## anonymous 4 years ago PLEASE HELP, EASY Jeff and Lucy have been asked to wash their mom’s minivan. It takes Jeff 2 hours to wash the van by himself, and it takes Lucy 1.5 hours to wash the van by herself. How long will it take Jeff and Lucy to wash the van if they work together?

1. anonymous

Ok. First find how much work is done individually in one hour.

2. anonymous

So, if Jeff does the work in 2 hours, how much will he get done in 1 hour?

3. anonymous

the whole car?

4. anonymous

Well. In 2 hours, he gets all of the work done. In 1 hour, he gets half the work done because it's half the time it takes. Does that make sense? In other words, $$\frac12$$.

5. anonymous

Now, in one hour, Lucy does $$\LARGE \frac{1}{1.5}$$ amount of the work. If you combine it, you get this. $\huge\frac 12 + \frac{1}{1.5} = \frac1x$Can you solve for x here?

6. anonymous

so What equation is used to solve this problem?
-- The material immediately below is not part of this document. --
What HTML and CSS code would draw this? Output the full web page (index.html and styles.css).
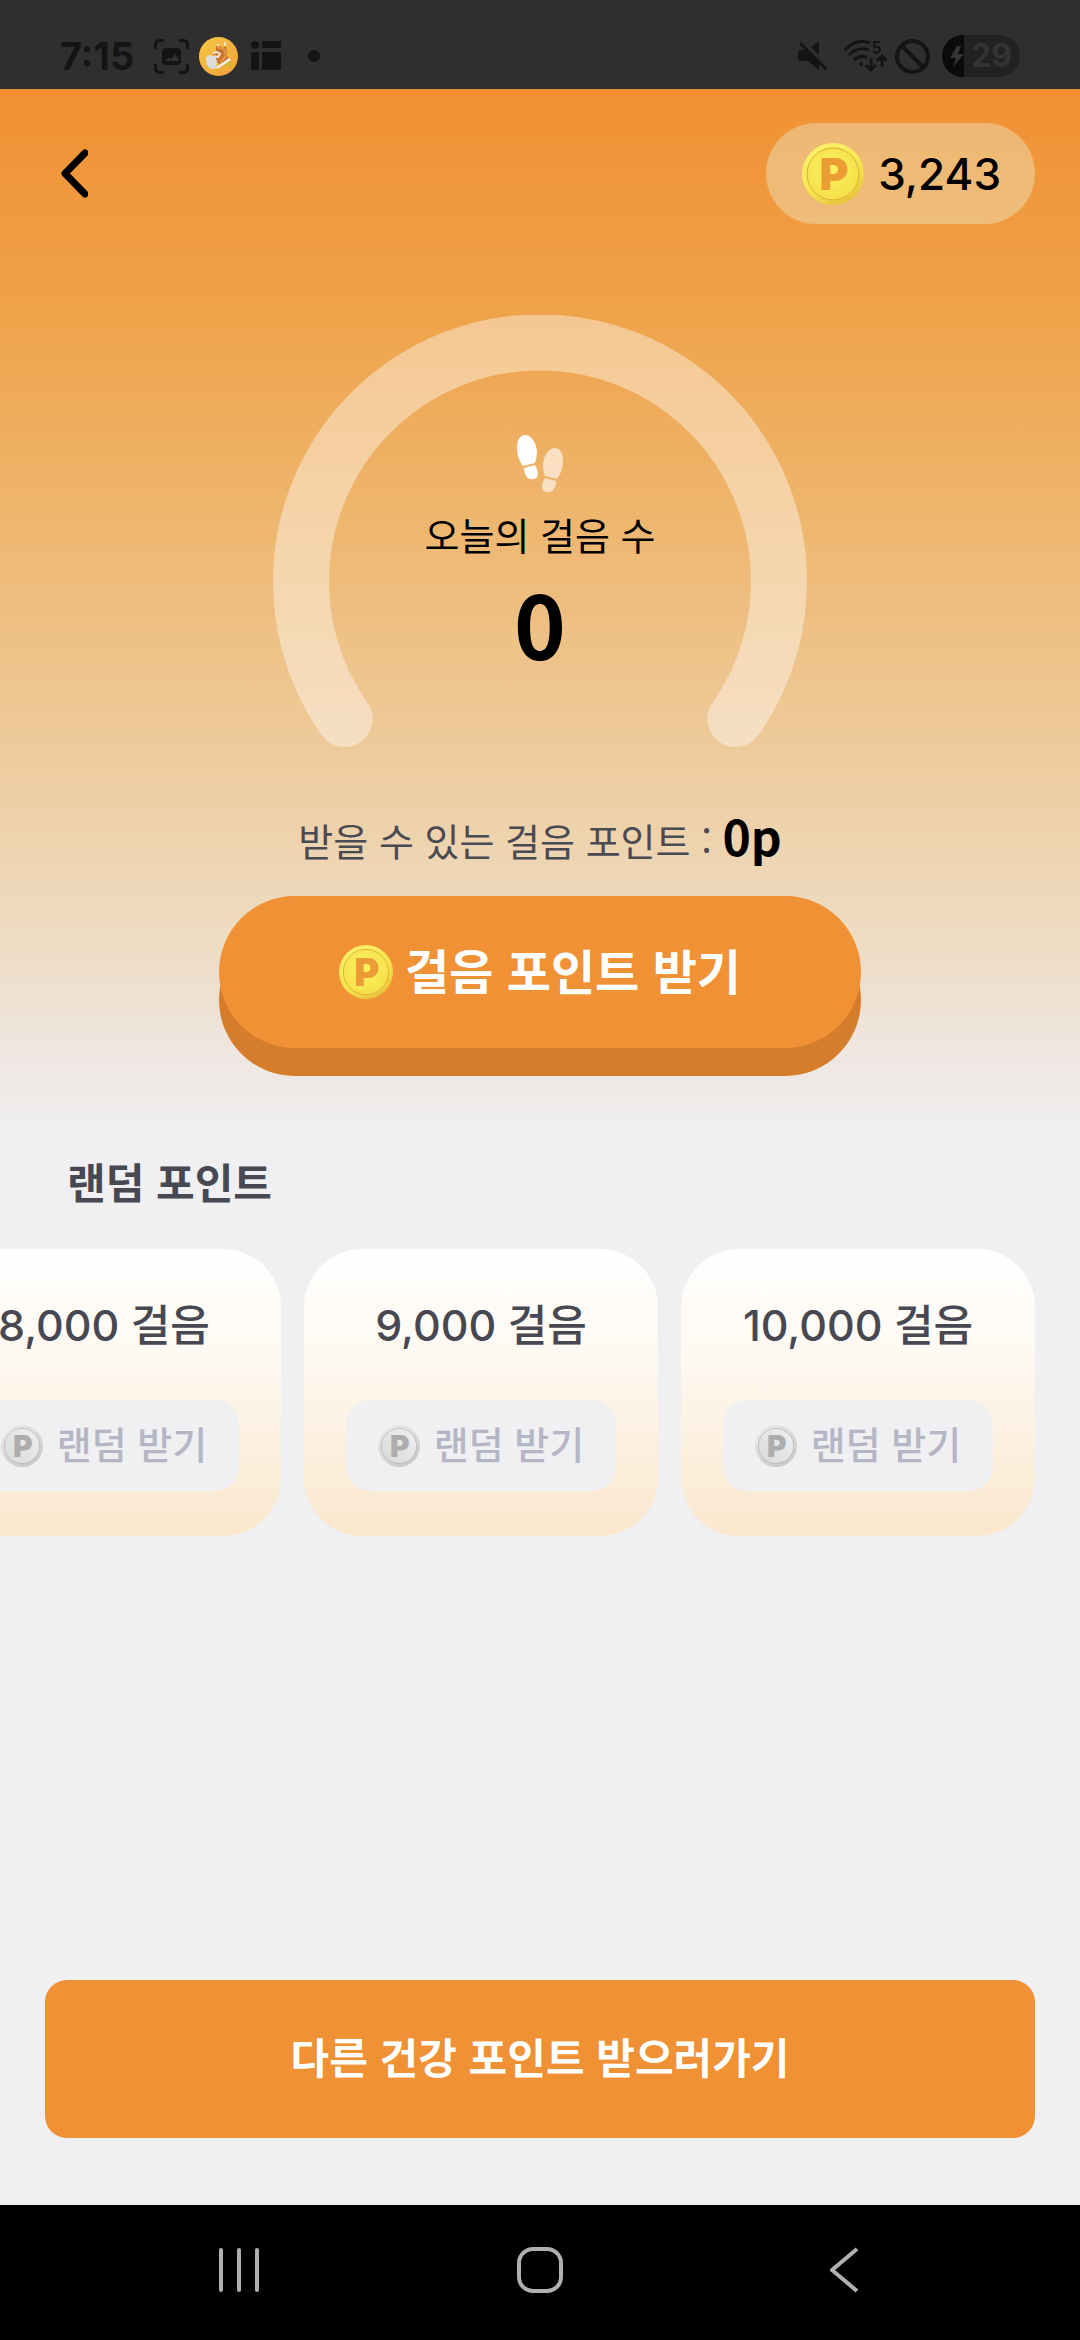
FILE: index.html
```html
<!DOCTYPE html>
<html lang="ko">
<head>
<meta charset="utf-8">
<meta name="viewport" content="width=device-width, initial-scale=1">
<title>걸음 포인트</title>
<link rel="stylesheet" href="styles.css">
</head>
<body>
<svg class="defs" aria-hidden="true">
  <defs>
    <radialGradient id="gold" cx="0.45" cy="0.4" r="0.6">
      <stop offset="0" stop-color="#fdf062"/><stop offset="1" stop-color="#f5e048"/>
    </radialGradient>
    <linearGradient id="goldRim" x1="0.2" y1="0" x2="0.8" y2="1">
      <stop offset="0" stop-color="#fbf06c"/><stop offset="0.55" stop-color="#f7e650"/><stop offset="1" stop-color="#e6bf38"/>
    </linearGradient>
    <linearGradient id="silverRim" x1="0.2" y1="0" x2="0.8" y2="1">
      <stop offset="0" stop-color="#ebebeb"/><stop offset="1" stop-color="#c6c6c6"/>
    </linearGradient>
    <linearGradient id="silver" x1="0" y1="1" x2="1" y2="0">
      <stop offset="0" stop-color="#d9d9d9"/><stop offset="1" stop-color="#f0f0f0"/>
    </linearGradient>
    <linearGradient id="app" x1="0" y1="0" x2="1" y2="1">
      <stop offset="0" stop-color="#f5c845"/><stop offset="1" stop-color="#f0a038"/>
    </linearGradient>
    <symbol id="coin-gold" viewBox="0 0 62 62">
      <circle cx="31" cy="31" r="31" fill="url(#goldRim)"/>
      <circle cx="31" cy="31" r="26" fill="url(#gold)" stroke="#dcae36" stroke-width="1"/>
      <text class="coin-letter" x="32" y="47" fill="#ec9c34">P</text>
    </symbol>
    <symbol id="coin-silver" viewBox="0 0 62 62">
      <circle cx="31" cy="31" r="31" fill="url(#silverRim)"/>
      <circle cx="31" cy="31" r="26" fill="url(#silver)" stroke="#b0b0b0" stroke-width="1"/>
      <text class="coin-letter" x="32" y="47" fill="#adadad">P</text>
    </symbol>
  </defs>
</svg>

<div class="status-bar">
  <div class="status-left">
    <span class="clock">7:15</span>
    <svg class="capture" width="35" height="35" viewBox="0 0 35 35">
      <path d="M1.5 10V6Q1.500 1.500 6 1.500H10M25 1.500H29Q33.500 1.500 33.500 6V10M33.500 25V29Q33.500 33.500 29 33.500H25M10 33.500H6Q1.500 33.500 1.500 29V25" fill="none" stroke="#141414" stroke-width="3"/>
      <rect x="8" y="9" width="19" height="17" rx="4" fill="#141414"/>
      <path d="M11 22L15 18L17 20L21 15L25 21V22Z" fill="#2f2f2f"/>
    </svg>
    <svg class="app-icon" width="39" height="39" viewBox="0 0 39 39">
      <circle cx="19.500" cy="19.500" r="19.500" fill="url(#app)"/>
      <ellipse cx="28" cy="26" rx="5" ry="4" fill="#d9b23a"/>
      <path d="M17 15L17 9L20 9L24 11L27 9L28 18L30 22L22 28L11 21Z" fill="#c8742a"/>
      <path d="M18 10L25 12L27 19L21 26" fill="none" stroke="#e0954a" stroke-width="2"/>
      <path d="M26 5V9M19 7V9" stroke="#f6e3c0" stroke-width="2"/>
      <path d="M30 21L32 23L20 31L14 32L20 28Z" fill="#f3ece4"/>
      <path d="M7 22Q7 18 12 18Q18 19 18 26Q18 31 13 32Q7 31 7 22Z" fill="#dcdcdc"/>
      <path d="M14 16L18 15L21 17L19 20L15 19" fill="none" stroke="#f2e6da" stroke-width="2"/>
    </svg>
    <svg class="tiles" width="30" height="30" viewBox="0 0 30 30" fill="#141414">
      <circle cx="4" cy="4" r="4"/><rect x="11" width="19" height="7"/><rect y="11" width="8" height="18"/><rect x="11" y="11" width="19" height="18"/>
    </svg>
    <svg class="dot" width="12" height="12" viewBox="0 0 12 12"><circle cx="6" cy="6" r="6" fill="#141414"/></svg>
  </div>
  <div class="status-right">
    <svg width="30" height="30" viewBox="0 0 30 30">
      <path d="M0 12Q0 9 4 9H8L21 22V29L10 20H4Q0 20 0 17ZM13 6L21 0V14Z" fill="#141414"/>
      <path d="M2 2L28 28" stroke="#141414" stroke-width="3"/>
    </svg>
    <svg class="wifi" width="43" height="32" viewBox="0 0 43 32" fill="none" stroke="#141414" stroke-width="3">
      <path d="M1 10Q12 -2 26 3M5 15Q14 6 25 10M10 20Q17 14 23 18"/>
      <circle cx="17" cy="24" r="2" fill="#141414" stroke="none"/>
      <path d="M27 18V29M22 25L27 30L32 25M38 27V17M33 21L38 16L43 21"/>
      <path d="M36 2H30V7Q36 6 36 10Q35 14 29 12" stroke-width="2"/>
    </svg>
    <svg width="35" height="35" viewBox="0 0 35 35" fill="none" stroke="#141414" stroke-width="4">
      <circle cx="17.500" cy="17.500" r="15.500"/><path d="M7 7L28 28"/>
    </svg>
    <span class="battery">
      <svg width="22" height="42" viewBox="0 0 22 42"><rect width="22" height="42" fill="#0b0b0b"/><path d="M15 11L8 23H14L11 32L22 19H16L19 11Z" fill="#333"/></svg>
      <span class="battery-level">29</span>
    </span>
  </div>
</div>

<main class="screen">
  <header class="top-bar">
    <button class="back" type="button" aria-label="뒤로">
      <svg width="28" height="50" viewBox="0 0 28 50"><path d="M25 4L5 24.500L25 45" fill="none" stroke="#000" stroke-width="7" stroke-linecap="round" stroke-linejoin="round"/></svg>
    </button>
    <div class="balance">
      <svg class="coin-large" aria-hidden="true"><use href="#coin-gold"/></svg>
      <span>3,243</span>
    </div>
  </header>

  <section class="gauge">
    <svg class="gauge-track" viewBox="0 0 534 432" aria-hidden="true">
      <path d="M71.600 404A239 239 0 1 1 462.400 404" fill="none" stroke="#fff" stroke-opacity="0.4" stroke-width="56" stroke-linecap="round"/>
    </svg>
    <div class="gauge-info">
      <svg class="feet" width="46" height="58" viewBox="0 0 46 58" aria-hidden="true">
        <g fill="#fff">
          <path d="M8 0C14 0 19 7 20 16C20 21 19 25 18 28L6 31C3 27 0 21 0 13C0 5 3 0 8 0Z"/>
          <path d="M7 33L18 30C20 34 21 37 21 39C21 45 12 46 9 41C8 39 7 36 7 33Z"/>
        </g>
        <g fill="#fff" fill-opacity="0.6">
          <path d="M38 13C43 13 46 18 46 26C46 33 43 40 40 44L28 41C27 38 26 34 26 30C26 21 32 13 38 13Z"/>
          <path d="M28 43L39 46C39 50 38 53 37 54C34 59 25 58 25 52C25 49 26 46 28 43Z"/>
        </g>
      </svg>
      <p class="gauge-label">오늘의 걸음 수</p>
      <p class="gauge-value">0</p>
    </div>
  </section>

  <section class="claim">
    <p class="claim-text">받을 수 있는 걸음 포인트 : <strong>0p</strong></p>
    <button class="claim-button" type="button">
      <svg class="coin-medium" aria-hidden="true"><use href="#coin-gold"/></svg>
      <span class="button-label">걸음 포인트 받기</span>
    </button>
  </section>

  <section class="random">
    <h2 class="random-title">랜덤 포인트</h2>
    <ul class="cards">
      <li class="card">
        <p class="card-steps">8,000 걸음</p>
        <button class="card-button" type="button" disabled><svg class="coin-small" aria-hidden="true"><use href="#coin-silver"/></svg><span class="button-label">랜덤 받기</span></button>
      </li>
      <li class="card">
        <p class="card-steps">9,000 걸음</p>
        <button class="card-button" type="button" disabled><svg class="coin-small" aria-hidden="true"><use href="#coin-silver"/></svg><span class="button-label">랜덤 받기</span></button>
      </li>
      <li class="card">
        <p class="card-steps">10,000 걸음</p>
        <button class="card-button" type="button" disabled><svg class="coin-small" aria-hidden="true"><use href="#coin-silver"/></svg><span class="button-label">랜덤 받기</span></button>
      </li>
    </ul>
  </section>

  <div class="bottom-action">
    <button class="more-button" type="button"><span class="button-label">다른 건강 포인트 받으러가기</span></button>
  </div>
</main>

<nav class="system-nav">
  <button type="button" aria-label="최근 앱"><svg width="46" height="46" viewBox="0 0 46 46"><path d="M5 3V43M23 3V43M41 3V43" stroke="#b0b0b0" stroke-width="4" stroke-linecap="round"/></svg></button>
  <button type="button" aria-label="홈"><svg width="46" height="46" viewBox="0 0 46 46"><rect x="2" y="2" width="42" height="42" rx="14" fill="none" stroke="#b0b0b0" stroke-width="4"/></svg></button>
  <button type="button" aria-label="뒤로 가기"><svg width="46" height="46" viewBox="0 0 46 46"><path d="M39 2L14 23L39 44" fill="none" stroke="#b0b0b0" stroke-width="4" stroke-linejoin="round"/></svg></button>
</nav>
</body>
</html>
```

FILE: styles.css
```css
* {
  box-sizing: border-box;
}

body {
  display: flex;
  flex-direction: column;
  min-height: 100vh;
  margin: 0;
  background: #f0eff1;
  color: #000;
  font-family: "Noto Sans CJK KR", sans-serif;
}

p,
h2,
ul {
  margin: 0;
  padding: 0;
}

svg {
  display: block;
  flex: none;
}

button {
  display: flex;
  align-items: center;
  justify-content: center;
  padding: 0;
  border: 0;
  background: none;
  color: inherit;
  font: inherit;
}

.button-label {
  padding-bottom: 6px;
}

.defs {
  position: absolute;
  width: 0;
  height: 0;
}

.coin-letter {
  font: 900 44px Inter, sans-serif;
  text-anchor: middle;
}

.coin-large {
  width: 62px;
  height: 62px;
}

.coin-medium {
  width: 54px;
  height: 54px;
}

.coin-small {
  width: 42px;
  height: 42px;
}

/* Status bar */
.status-bar {
  display: flex;
  justify-content: space-between;
  height: 89px;
  padding: 24px 60px 0;
  background: #2f2f2f;
  color: #141414;
}

.status-left,
.status-right {
  display: flex;
  align-items: center;
  height: 64px;
}

.clock {
  width: 94px;
  font: 700 38px/64px Inter, sans-serif;
}

.app-icon {
  margin-left: 10px;
}

.tiles {
  margin-left: 13px;
}

.dot {
  margin-left: 27px;
}

.wifi {
  margin: 0 8px 0 16px;
}

.battery {
  display: flex;
  align-items: center;
  width: 78px;
  height: 42px;
  margin-left: 12px;
  border-radius: 21px;
  background: #222;
  overflow: hidden;
}

.battery-level {
  padding-left: 7px;
  color: #333;
  font: 700 32px/42px Inter, sans-serif;
}

/* Main screen */
.screen {
  display: flex;
  flex: 1;
  flex-direction: column;
  background: linear-gradient(#f19033 0, #efa34a 226px, #eeb872 450px, #eeca9a 651px, #eedcc3 851px, #efe7e2 971px, #f0eff1 1051px);
}

.top-bar {
  display: flex;
  align-items: center;
  justify-content: space-between;
  padding: 34px 45px 0 60px;
}

.balance {
  display: flex;
  align-items: center;
  gap: 14px;
  height: 101px;
  padding: 0 34px 0 36px;
  border-radius: 51px;
  background: rgba(235, 240, 208, 0.4);
  font: 500 44px/56px Inter, sans-serif;
}

/* Gauge */
.gauge {
  display: grid;
  justify-content: center;
  margin-top: 91px;
}

.gauge-track,
.gauge-info {
  grid-area: 1 / 1;
}

.gauge-track {
  width: 534px;
  height: 432px;
}

.gauge-info {
  display: flex;
  flex-direction: column;
  align-items: center;
  padding-top: 120px;
}

.gauge-label {
  margin-top: 13px;
  font-size: 38px;
  line-height: 56px;
}

.gauge-value {
  font-size: 88px;
  font-weight: 700;
  line-height: 120px;
}

/* Claim */
.claim {
  display: flex;
  flex-direction: column;
  align-items: center;
  margin-top: 64px;
}

.claim-text {
  color: #4a4a52;
  font-size: 38px;
  line-height: 56px;
}

.claim-text strong {
  color: #000;
  font-size: 48px;
  font-weight: 700;
  line-height: 48px;
}

.claim-button {
  gap: 12px;
  width: 642px;
  height: 152px;
  margin: 28px 0 28px;
  border-radius: 76px;
  background: #ef9134;
  box-shadow: 0 28px 0 #d67d2c;
  color: #fff;
  font-size: 48px;
  font-weight: 700;
  line-height: 72px;
}

/* Random points */
.random {
  padding-top: 76px;
}

.random-title {
  padding-left: 67px;
  color: #484852;
  font-size: 42px;
  font-weight: 700;
  line-height: 58px;
}

.cards {
  display: flex;
  justify-content: flex-end;
  gap: 23px;
  margin-top: 39px;
  padding-right: 45px;
  overflow: hidden;
  list-style: none;
}

.card {
  display: flex;
  flex: none;
  flex-direction: column;
  align-items: center;
  width: 354px;
  padding: 44px 0 45px;
  border-radius: 58px;
  background: linear-gradient(#fff, #fef8f0 40%, #fae7cd);
}

.card-steps {
  color: #484852;
  font: 500 43px/64px Inter, "Noto Sans CJK KR", sans-serif;
}

.card-button {
  gap: 14px;
  width: 270px;
  height: 91px;
  margin-top: 43px;
  border-radius: 24px;
  background: #f0eff1;
  color: #b5b6c5;
  font-size: 38px;
  font-weight: 500;
  line-height: 56px;
}

/* Bottom action */
.bottom-action {
  margin-top: auto;
  padding: 0 45px 67px;
}

.more-button {
  width: 100%;
  height: 158px;
  border-radius: 22px;
  background: #ef9134;
  color: #fff;
  font-size: 42px;
  font-weight: 700;
  line-height: 64px;
}

/* System navigation */
.system-nav {
  display: flex;
  align-items: center;
  justify-content: space-around;
  height: 135px;
  padding: 0 88px 6px;
  background: #000;
}
```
What does each variable represent?

7. anonymous

oh ok so thats the equation we use?

8. anonymous

I just gave you the equation and the variable represents how long it takes for them to do it when they combine.

9. anonymous

oh thanks! so whats the solution?

10. anonymous

can i cross multiply to get the solution?

11. anonymous

I suppose you can, but you have to in the very least get a common denominator before that. $\frac 12 \times \frac33+ \frac{1}{1.5} \times\frac44= \frac 1x \implies \frac 36 + \frac46 = \frac1x \implies \frac{7}{6} = \frac1x$Now you can cross multiply. 7x = 6 x = ?

12. anonymous

so it would be the fraction of 6/7 ??

13. anonymous

yup :)

14. anonymous

:) so thats the solution?

15. anonymous

I believe so :)

16. anonymous

and last question, so how long does it take for BOTH of them to wash the car together?

17. anonymous

18. anonymous

i plug in the solution and thats the time it takes for both of them...right

19. anonymous

The solutions 6/7 is how long it takes to wash the car.

20. anonymous

but that doesnt make sense lol

21. anonymous

@apoorvk Can you double check my work here?

22. anonymous

I'm pretty sure that it would take 6/7 of an hour to wash the car together though...

23. anonymous

\OHH 6/7 of an hour. ok now it makes sense. thanks for all your help :)

24. anonymous

np :)

25. apoorvk

@Calcmathlete yeah you are right - well almost. :P Actually 1/2 + 1/(1.5) gives you the work that can be completed by both kids together *in an hour* - so they basically complete 6/7 of the work in an hour. Hence they will need 1/(6/7), i.e. 7/6 hours to complete the work from scratch! :]

26. anonymous

Oh ok. I was always under the impressions that since $$\LARGE \frac 1x$$ represents work done in an hour, the reciprocal which is x would give you the combined rate?

27. apoorvk

Work done in an hour is itself the rate - isn't it? ;)

28. anonymous

lol...I have always been confused at this part...I'll take your word for it XD

29. apoorvk

No, don't take 'my' word - understand it and take your brain's word then ;)

30. anonymous

Ok. $\frac 1x = \frac 76 = \text{Work rate}$

31. anonymous

Than last question. What exactly would 6/7 be then?

32. apoorvk

Oh wait - it-is-my bad! :O I completely misread what you'd written! ಠ_ಠ You had got 1/2 + 1/1.5 = 7/6, and so ofcourse the complete the work in 6/7 hours together!! I am really sorry, am stupid. -__-

33. anonymous

lol. no worries ;)

34. apoorvk

I thought *1/2 + 1/1.5* was 6/7 - so I made that mix-up. Apologies once again!